### OBJECTIVE
Take each line containing "this" and report it exactly as written.

### EXTRACTED INFORMATION

┄┄┄┄┄┄┄┄┄┄

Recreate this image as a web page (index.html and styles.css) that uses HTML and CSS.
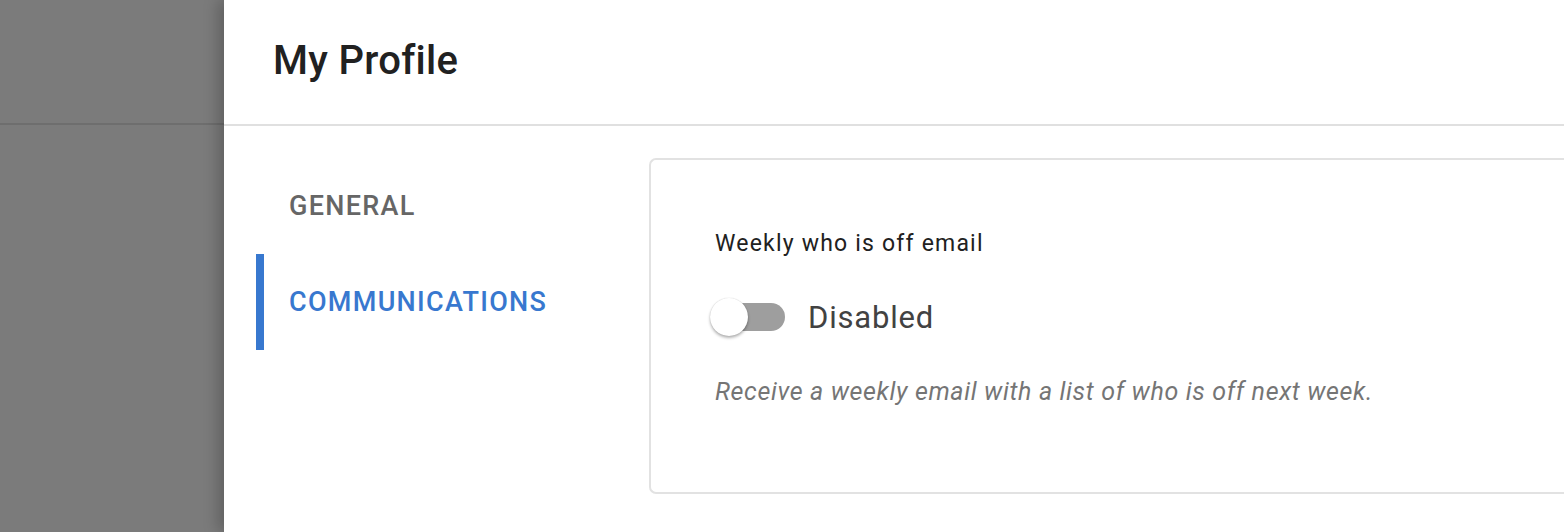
FILE: index.html
```html
<!DOCTYPE html>
<html>
<head>
<meta charset="utf-8">
<link rel="stylesheet" href="styles.css">
</head>
<body>
<div class="app">
  <div class="backdrop">
    <div class="backdrop-header"></div>
  </div>
  <div class="drawer">
    <header class="drawer-header">
      <h1 class="title">My Profile</h1>
    </header>
    <div class="drawer-body">
      <nav class="tabs">
        <div class="tab">GENERAL</div>
        <div class="tab tab-active">COMMUNICATIONS</div>
      </nav>
      <section class="card">
        <div class="setting-label">Weekly who is off email</div>
        <div class="toggle-row">
          <span class="switch">
            <span class="switch-track"></span>
            <span class="switch-thumb"></span>
          </span>
          <span class="switch-text">Disabled</span>
        </div>
        <div class="setting-help">Receive a weekly email with a list of who is off next week.</div>
      </section>
    </div>
  </div>
</div>
</body>
</html>
```
FILE: styles.css
```css
* { box-sizing: border-box; }
html, body { margin: 0; padding: 0; }
body {
  font-family: Roboto, "Noto Sans", "Liberation Sans", sans-serif;
  background: #ffffff;
  overflow: hidden;
}
.app {
  display: flex;
  width: 1564px;
  height: 532px;
}
.backdrop {
  width: 224px;
  flex: none;
  background: #7b7b7b;
}
.backdrop-header {
  height: 125px;
  border-bottom: 2px solid #6e6e6e;
}
.drawer {
  flex: 1;
  background: #ffffff;
  box-shadow: -6px 0 14px rgba(0,0,0,0.22);
  position: relative;
  z-index: 1;
  display: flex;
  flex-direction: column;
  min-width: 0;
}
.drawer-header {
  height: 126px;
  border-bottom: 2px solid #e0e0e0;
  display: flex;
  align-items: center;
  padding-left: 49px;
  padding-bottom: 4px;
}
.title {
  margin: 0;
  font-size: 40px;
  font-weight: 500;
  color: #212121;
  letter-spacing: 0.3px;
}
.drawer-body {
  display: flex;
  padding-top: 32px;
  padding-left: 32px;
}
.tabs {
  width: 393px;
  flex: none;
  display: flex;
  flex-direction: column;
}
.tab {
  height: 96px;
  display: flex;
  align-items: center;
  padding-left: 33px;
  font-size: 27px;
  font-weight: 500;
  letter-spacing: 1.3px;
  color: #666666;
}
.tab-active {
  color: #3878cf;
  border-left: 8px solid #3878cf;
  padding-left: 25px;
}
.card {
  flex: 1;
  height: 336px;
  border: 2px solid #e2e2e2;
  border-right: 0;
  border-radius: 7px 0 0 7px;
  padding: 70px 0 0 64px;
}
.setting-label {
  font-size: 23px;
  letter-spacing: 1.2px;
  color: #212121;
  line-height: 28px;
}
.toggle-row {
  display: flex;
  align-items: center;
  margin-top: 39px;
  height: 40px;
}
.switch {
  position: relative;
  width: 76px;
  height: 40px;
  flex: none;
  margin-left: -6px;
}
.switch-track {
  position: absolute;
  left: 8px;
  top: 6px;
  width: 68px;
  height: 28px;
  border-radius: 14px;
  background: #9e9e9e;
}
.switch-thumb {
  position: absolute;
  left: 1px;
  top: 1px;
  width: 38px;
  height: 38px;
  border-radius: 50%;
  background: #ffffff;
  box-shadow: 0 2px 3px rgba(0,0,0,0.3), 0 0 1px rgba(0,0,0,0.2);
}
.switch-text {
  margin-left: 23px;
  font-size: 31px;
  color: #424242;
  letter-spacing: 0.8px;
}
.setting-help {
  margin-top: 40px;
  font-size: 25px;
  font-style: italic;
  color: #757575;
  letter-spacing: 0.65px;
}
```
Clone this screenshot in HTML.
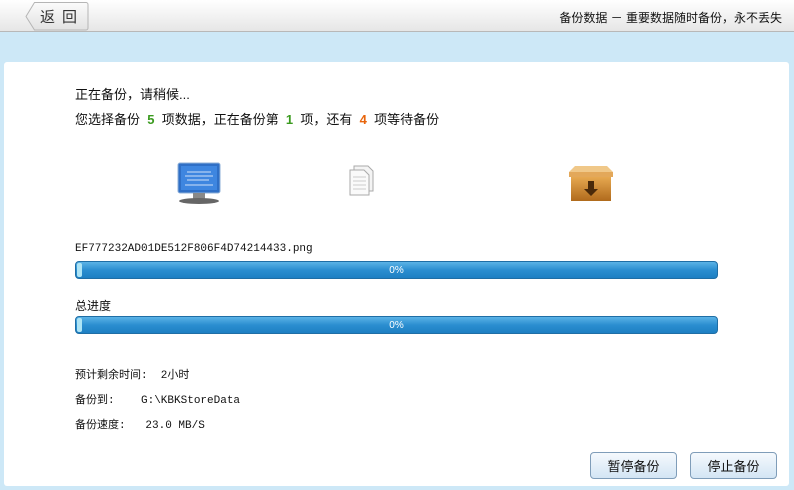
<!DOCTYPE html><html><head><meta charset="utf-8"><style>
body{margin:0;width:794px;height:490px;overflow:hidden;background:#cde8f7;font-family:"Liberation Sans","Noto Sans CJK SC",sans-serif;position:relative}
.hdr{position:absolute;left:0;top:0;width:794px;height:31px;background:linear-gradient(#fff,#e6e6e6);border-bottom:1px solid #b8b8b8}
.back{position:absolute;left:13px;top:1px}
.bt{position:absolute;left:40px;top:6px;font-size:15px;color:#333;letter-spacing:7px}
.t{position:absolute;right:12px;top:9px;font-size:12px;color:#111}
.panel{position:absolute;left:4px;top:62px;width:785px;height:424px;background:#fff;border-radius:3px}
.a{position:absolute;font-size:13px;color:#111;white-space:pre}
.s{position:absolute;font-size:11px;color:#111;font-family:"Liberation Mono","Noto Sans CJK SC",monospace;white-space:pre}
.bar{position:absolute;left:75px;width:643px;height:18px;border:1px solid #1f6ea5;border-radius:4px;background:linear-gradient(#5bb3e6,#2b8ed0 50%,#1d7fc3);color:#fff;font-size:10px;text-align:center;line-height:18px;box-sizing:border-box}
.bar:before{content:"";position:absolute;left:1px;top:1px;width:5px;height:14px;border-radius:2px;background:#aee4f5}
.btn{position:absolute;top:452px;width:87px;height:27px;border:1px solid #7f9db9;border-radius:4px;background:linear-gradient(#f5f9fd,#d3e5f4);font-size:13px;text-align:center;line-height:27px;color:#111;box-sizing:border-box}
</style></head><body>
<div class="hdr"><svg class="back" width="78" height="30"><defs><linearGradient id="bg" x1="0" x2="0" y1="0" y2="1"><stop offset="0" stop-color="#fbfbfb"/><stop offset="1" stop-color="#e2e2e2"/></linearGradient></defs><path d="M21.5 1.5H73a2 2 0 0 1 2 2V27a2 2 0 0 1-2 2H21.5L13 15.5z" fill="url(#bg)" stroke="#b5b5b5"/></svg><div class="bt">返回</div><div class="t">备份数据 － 重要数据随时备份，永不丢失</div></div>
<div class="panel"></div>
<div class="a" style="left:75px;top:84px">正在备份，请稍候...</div>
<div class="a" style="left:75px;top:109px">您选择备份  <b style="color:#3a9a1e">5</b>  项数据，正在备份第  <b style="color:#3a9a1e">1</b>  项，还有  <b style="color:#e8650c">4</b>  项等待备份</div>
<svg style="position:absolute;left:175px;top:162px" width="48" height="44"><rect x="3" y="1" width="42" height="30" rx="2" fill="#2f6fc6" stroke="#8fb0d8"/><rect x="6" y="4" width="36" height="24" fill="#3e86e0"/><g stroke="#cfe0f7" stroke-width="1"><line x1="12" y1="10" x2="36" y2="10"/><line x1="10" y1="14" x2="38" y2="14"/><line x1="12" y1="18" x2="34" y2="18"/><line x1="10" y1="23" x2="38" y2="23"/></g><rect x="18" y="31" width="12" height="6" fill="#888"/><ellipse cx="24" cy="39" rx="20" ry="3" fill="#666"/></svg>
<svg style="position:absolute;left:348px;top:163px" width="32" height="34"><path d="M6 3h14l5 5v20H6z" fill="#f4f4f4" stroke="#aaa"/><path d="M2 7h14l5 5v20H2z" fill="#fafafa" stroke="#aaa"/><g stroke="#ccc"><line x1="5" y1="14" x2="18" y2="14"/><line x1="5" y1="18" x2="18" y2="18"/><line x1="5" y1="22" x2="18" y2="22"/><line x1="5" y1="26" x2="18" y2="26"/></g></svg>
<svg style="position:absolute;left:567px;top:164px" width="48" height="40"><path d="M2 8l6-6h32l6 6z" fill="#f0c889"/><rect x="2" y="8" width="44" height="5" fill="#e3a85a"/><defs><linearGradient id="g" x1="0" x2="0" y1="0" y2="1"><stop offset="0" stop-color="#e6a850"/><stop offset="1" stop-color="#b06a1c"/></linearGradient></defs><rect x="4" y="13" width="40" height="24" fill="url(#g)"/><path d="M21 17h6v8h4l-7 7-7-7h4z" fill="#4a2a0a"/></svg>
<div class="s" style="left:75px;top:243px">EF777232AD01DE512F806F4D74214433.png</div>
<div class="bar" style="top:261px">0%</div>
<div class="a" style="left:75px;top:297px;font-size:12px">总进度</div>
<div class="bar" style="top:316px">0%</div>
<div class="s" style="left:75px;top:366px">预计剩余时间:  2小时</div>
<div class="s" style="left:75px;top:391px">备份到:    G:\KBKStoreData</div>
<div class="s" style="left:75px;top:416px">备份速度:   23.0 MB/S</div>
<div class="btn" style="left:590px">暂停备份</div>
<div class="btn" style="left:690px">停止备份</div>
</body></html>
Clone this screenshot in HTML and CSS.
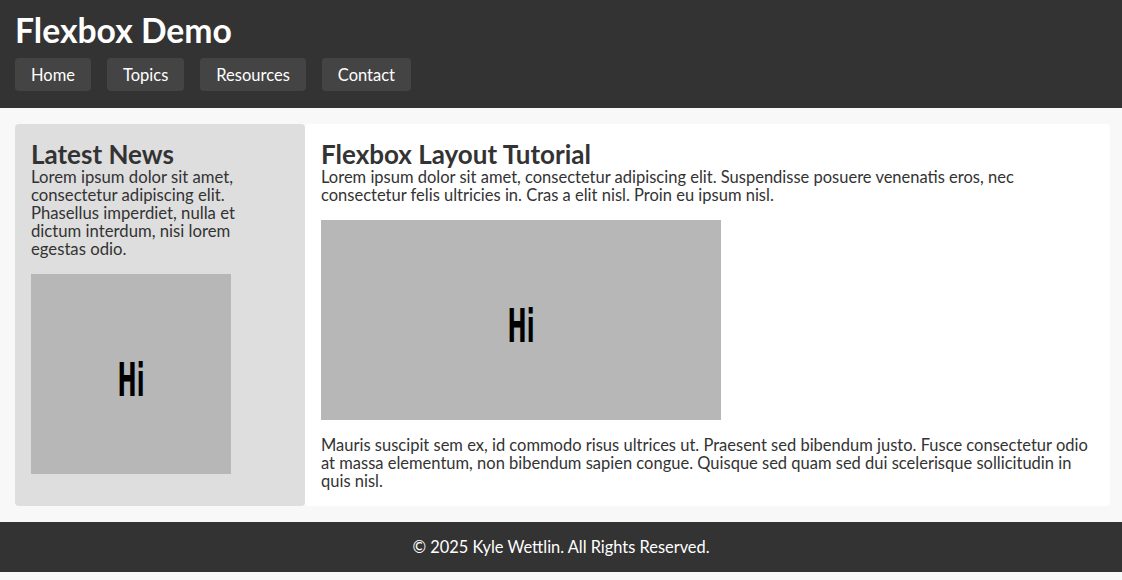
FILE: index.html
```html
<!DOCTYPE html>
<html lang="en">
<head>
<meta charset="utf-8">
<title>Flexbox Demo</title>
<link rel="stylesheet" href="styles.css">
</head>
<body>
<header class="site-header">
  <h1 class="site-title">Flexbox Demo</h1>
  <nav class="site-nav">
    <a class="nav-link" href="#">Home</a>
    <a class="nav-link" href="#">Topics</a>
    <a class="nav-link" href="#">Resources</a>
    <a class="nav-link" href="#">Contact</a>
  </nav>
</header>
<main class="layout">
  <aside class="sidebar">
    <h2 class="card-title">Latest News</h2>
    <p class="text">Lorem ipsum dolor sit amet, consectetur adipiscing elit. Phasellus imperdiet, nulla et dictum interdum, nisi lorem egestas odio.</p>
    <svg class="placeholder" width="200" height="200" viewBox="0 0 200 200">
      <rect width="200" height="200" fill="#b7b7b7"/>
      <text x="100" y="122" text-anchor="middle" class="ph-text" textLength="27" lengthAdjust="spacingAndGlyphs">Hi</text>
    </svg>
  </aside>
  <article class="content">
    <h2 class="card-title">Flexbox Layout Tutorial</h2>
    <p class="text">Lorem ipsum dolor sit amet, consectetur adipiscing elit. Suspendisse posuere venenatis eros, nec consectetur felis ultricies in. Cras a elit nisl. Proin eu ipsum nisl.</p>
    <svg class="placeholder" width="400" height="200" viewBox="0 0 400 200">
      <rect width="400" height="200" fill="#b7b7b7"/>
      <text x="200" y="122" text-anchor="middle" class="ph-text" textLength="27" lengthAdjust="spacingAndGlyphs">Hi</text>
    </svg>
    <p class="text last">Mauris suscipit sem ex, id commodo risus ultrices ut. Praesent sed bibendum justo. Fusce consectetur odio at massa elementum, non bibendum sapien congue. Quisque sed quam sed dui scelerisque sollicitudin in quis nisl.</p>
  </article>
</main>
<footer class="site-footer">
  <p class="footer-text">© 2025 Kyle Wettlin. All Rights Reserved.</p>
</footer>
</body>
</html>
```

FILE: styles.css
```css
* { box-sizing: border-box; }

body {
  margin: 0;
  background: #f8f8f8;
  font-family: Lato, "Open Sans", sans-serif;
  font-size: 16.5px;
  color: #333;
}

.site-header {
  background: #333;
  padding: 11px 15px 17px;
}

.site-title {
  margin: 0 0 9px;
  font-size: 33.7px;
  line-height: 38px;
  font-weight: 700;
  color: #fff;
}

.site-nav {
  display: flex;
  gap: 16px;
}

.nav-link {
  display: block;
  background: #444;
  color: #fff;
  text-decoration: none;
  padding: 9px 16px 7px;
  font-size: 16.5px;
  line-height: 17px;
  border-radius: 4px;
}

.layout {
  display: flex;
  padding: 16px 12px 16px 15px;
}

.sidebar {
  flex: 0 0 290px;
  background: #dedede;
  border-radius: 4px;
  padding: 16px;
  font-size: 16.7px;
}

.content {
  flex: 1;
  background: #fff;
  border-radius: 4px;
  padding: 16px;
}

.card-title {
  margin: 0;
  font-size: 26px;
  line-height: 28px;
  font-weight: 700;
  color: #333;
}

.text {
  margin: 0 0 16px;
  line-height: 18px;
}

.text.last { margin-bottom: 0; }

.placeholder {
  display: block;
  margin-bottom: 16px;
}

.ph-text {
  font-family: "DejaVu Sans", sans-serif;
  font-weight: 700;
  font-size: 46px;
  fill: #000;
}

.site-footer {
  background: #333;
  padding: 16px;
  margin-bottom: 8px;
}

.footer-text {
  margin: 0;
  text-align: center;
  color: #fff;
  font-size: 16.4px;
  line-height: 18px;
}
```
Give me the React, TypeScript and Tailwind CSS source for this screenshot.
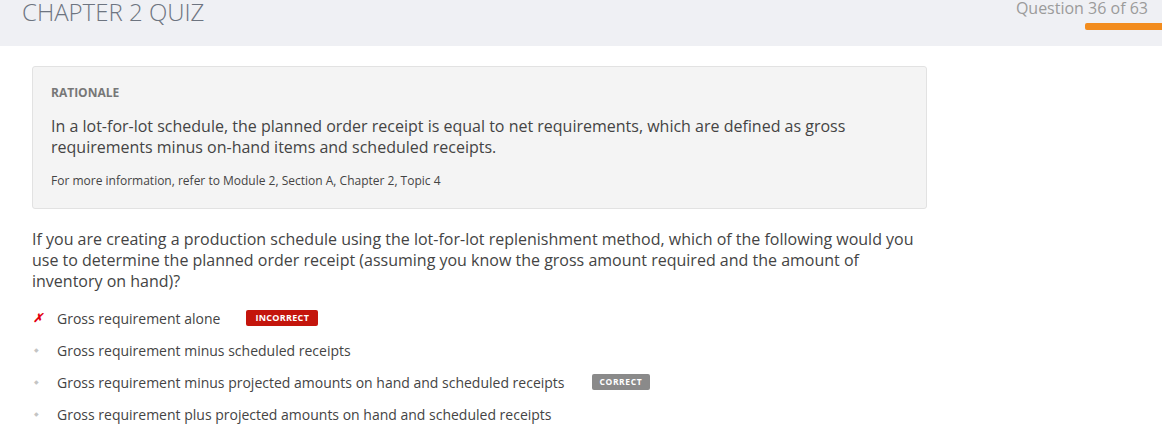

┄┄┄┄┄┄┄┄┄┄

### CORRECT RESPONSE
Recreate this image as a web page (index.html and styles.css) that uses HTML and CSS.
Clone this screenshot in HTML.
Clone this screenshot in HTML and CSS.
Give me the React, TypeScript and Tailwind CSS source for this screenshot.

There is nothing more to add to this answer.